Highlights & Insights¶
- The most significant value of this paper is redefining "video compositing" from a traditional post-production workflow into a generative task. It’s not just low-level color grading or text-to-video; it allows dynamic assets to enter a video in a user-controlled manner.
- ERoPE is a clean, effective design. It introduces no new parameters but solves the fundamental problem of layout-unaligned condition fusion by adding stream-specific shifts to RoPE. This could potentially be applied to multi-view conditions or reference-driven editing.
- Full self-attention fusion of foreground tokens is a pragmatic choice. The value of video assets lies in low-level details and temporal dynamics, not semantic summaries; thus, allowing tokens to interact directly in the DiT block is more faithful to the task essence.
- Mask inflation highlights the difference between generative compositing and traditional pasting. Rather than fearing inaccurate masks, GenCompositor expands the editable area to let the model generate shadows, glows, and local environmental reactions.
Limitations & Future Work¶
- High inference cost: Generating 49 frames at \(480\times720\) requires ~65 seconds and 34GB VRAM on a 6B Transformer, which is still heavy for average creator workflows.
- Lighting adaptation mostly relies on luminance augmentation. While it succeeds in diverse lighting, complex extreme lighting still lacks robustness; future work could replace simple brightness perturbations with richer physical lighting priors.
- Occlusion and 3D relationships remain challenging. While GenCompositor can generate some occlusion, complex depth ordering, object intersections, and perspective changes might require depth-aware or 3D priors.
- Multi-object compositing: The paper focuses on single elements; although the appendix shows multi-object cases, the interactions (collisions, mutual occlusions) have not been systematically quantified.
Related Work & Insights¶
- vs. Video Harmonization: Methods like Harmonizer or VTT adjust color for pre-pasted foregrounds. GenCompositor doesn't require precise pasting, instead generating the composite directly from the asset and trajectory, handling boundaries and local environment changes.
- vs. Trajectory-controlled Generation: Models like Tora or Revideo follow trajectories but rely on text or single frames, struggling to inherit the full identity and dynamics of an external video. GenCompositor's use of a dynamic video condition makes it better suited for asset-level compositing.
- vs.
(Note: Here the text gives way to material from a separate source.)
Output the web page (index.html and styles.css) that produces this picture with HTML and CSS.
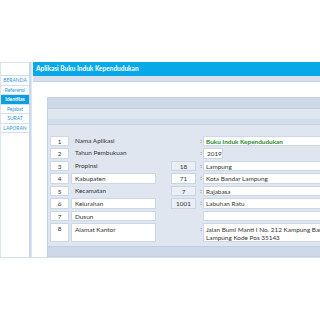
FILE: index.html
```html
<!DOCTYPE html>
<html lang="id">
<head>
  <meta charset="UTF-8" />
  <title>Buku Induk Kependudukan</title>
  <link rel="stylesheet" href="styles.css">
</head>
<body>
  <div class="page">
    <div class="side">
      <div class="side-top"></div>
      <a class="menu">BERANDA</a>
      <a class="menu">Referensi</a>
      <a class="menu active">Identitas</a>
      <a class="menu">Pejabat</a>
      <a class="menu">SURAT</a>
      <a class="menu">LAPORAN</a>
    </div>

    <div class="main">
      <div class="topbar">Aplikasi Buku Induk Kependudukan</div>
      <div class="subbar"></div>

      <div class="panel">
        <div class="panel-head"></div>
        <div class="panel-strip"></div>

        <div class="rows">
          <div class="no">1</div><div class="lbl">Nama Aplikasi</div><div class="kode empty"></div><div class="sep">:</div><div class="val app">Buku Induk Kependudukan</div>
          <div class="no">2</div><div class="lbl">Tahun Pembukuan</div><div class="kode empty"></div><div class="sep">:</div><div class="val short">2019</div>
          <div class="no">3</div><div class="lbl">Propinsi</div><div class="kode">18</div><div class="sep">:</div><div class="val">Lampung</div>
          <div class="no">4</div><div class="lbl box">Kabupaten</div><div class="kode white">71</div><div class="sep">:</div><div class="val">Kota Bandar Lampung</div>
          <div class="no">5</div><div class="lbl">Kecamatan</div><div class="kode">7</div><div class="sep">:</div><div class="val">Rajabasa</div>
          <div class="no">6</div><div class="lbl box">Kelurahan</div><div class="kode">1001</div><div class="sep">:</div><div class="val">Labuhan Ratu</div>
          <div class="no">7</div><div class="lbl box">Dusun</div><div class="kode empty"></div><div class="sep"></div><div class="val"></div>
          <div class="no tall">8</div><div class="lbl box tall">Alamat Kantor</div><div class="kode empty"></div><div class="sep tall">:</div><div class="val tall">Jalan Bumi Manti I No. 212 Kampung Baru Kota<br>Lampung Kode Pos 35143</div>
        </div>

        <div class="panel-foot"></div>
      </div>
    </div>
  </div>
</body>
</html>
```

FILE: styles.css
```css
* { margin:0; padding:0; box-sizing:border-box }
html, body { width:100%; height:100%; background:#fff; overflow:hidden }
body { font-family:Lato,"Open Sans",sans-serif; color:#333 }

.page {
  display:flex; width:420px;
  margin-top:62px; height:196px;
  border-bottom:1px solid #d6e0ec;
}

/* sidebar */
.side {
  width:31px; flex:none;
  border-right:2px solid #c9d8ea;
  border-left:1px solid #dbe4ef;
  display:flex; flex-direction:column;
}
.side-top { height:14px; border-top:1px solid #dbe4ef; border-bottom:1px solid #cfdbe9 }
.menu {
  display:block; height:9.5px; line-height:9px;
  font-size:5px; text-align:center; color:#2c97d6;
  border-bottom:1px solid #d4e0ed;
}
.menu.active { background:#0c9fe0; color:#fff; font-weight:700 }

/* main column */
.main { flex:1; padding-left:1px; border-left:1px solid #dfe7f1 }
.topbar {
  height:14px; background:#08a9e8; color:#fff;
  font-size:6.5px; font-weight:700; line-height:14px;
  padding-left:3px;
}
.subbar { height:6px; background:#d6dfeb; border-bottom:1px solid #c4d1e2 }

.panel {
  margin:15px 0 0 14px;
  height:160px;
  background:#dfe6f0;
  border:1px solid #c5d2e3;
  display:flex; flex-direction:column;
}
.panel-head { height:11px; background:#cdd9e8; border-bottom:1px solid #bfcde0 }
.panel-strip { height:6px; margin-top:10px; background:#d2dcea; border-bottom:1px solid #c7d3e3 }

.rows {
  display:grid;
  grid-template-columns:21px 100px 25px 7px 140px;
  grid-auto-rows:10.5px;
  row-gap:2px;
  margin:11px 0 0 2px;
  font-size:6.4px;
}
.rows > div { line-height:10px }
.no {
  background:#fff; border:1px solid #cdd8e6;
  text-align:center; margin-right:2px;
}
.lbl { padding-left:4px; margin-right:15px }
.lbl.box { background:#fff; border:1px solid #cdd8e6; padding-left:3px }
.kode {
  background:#eaeff6; border:1px solid #c9d5e4;
  text-align:center;
}
.kode.white { background:#fff }
.kode.empty { background:none; border:none }
.sep { text-align:center; padding-left:3px; color:#444 }
.val {
  background:#fff; border:1px solid #cdd8e6;
  padding-left:2px; white-space:nowrap; overflow:hidden;
}
.val.app { color:#2c8a2c; font-weight:700 }
.val.short { width:20px; padding-left:3px }
.rows > .tall { grid-row:span 2; height:19px; line-height:7.5px; padding-top:2px }
.rows > .no.tall { padding-top:1px }

.panel-foot { margin-top:auto; height:10px; background:#cdd9e8; border-top:1px solid #bfcde0 }
```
Cross-attention injection: IP-Adapter-style cross-attention is better for abstract semantic or image reference. This work proves that for low-level, dense, temporal foreground conditions, token-wise self-attention is more reliable.
- Feature expansion: Replacing the foreground condition with a blank video allows GenCompositor to naturally degrade into video inpainting or object removal, suggesting generative compositing could serve as a general video editing foundation.
Rating¶
- Novelty: ⭐⭐⭐⭐⭐ (First systematic definition of generative video compositing with specialized layout-aligned/unaligned architecture.)
- Experimental Thoroughness: ⭐⭐⭐⭐☆ (Strong results and user studies, though lacks a dedicated task-specific benchmark.)
- Writing Quality: ⭐⭐⭐⭐☆ (Clear method and diagrams; some implementation details rely on the appendix.)
- Value: ⭐⭐⭐⭐⭐ (Highly relevant to real video production; designs like ERoPE and token fusion are highly reusable for controllable video editing.)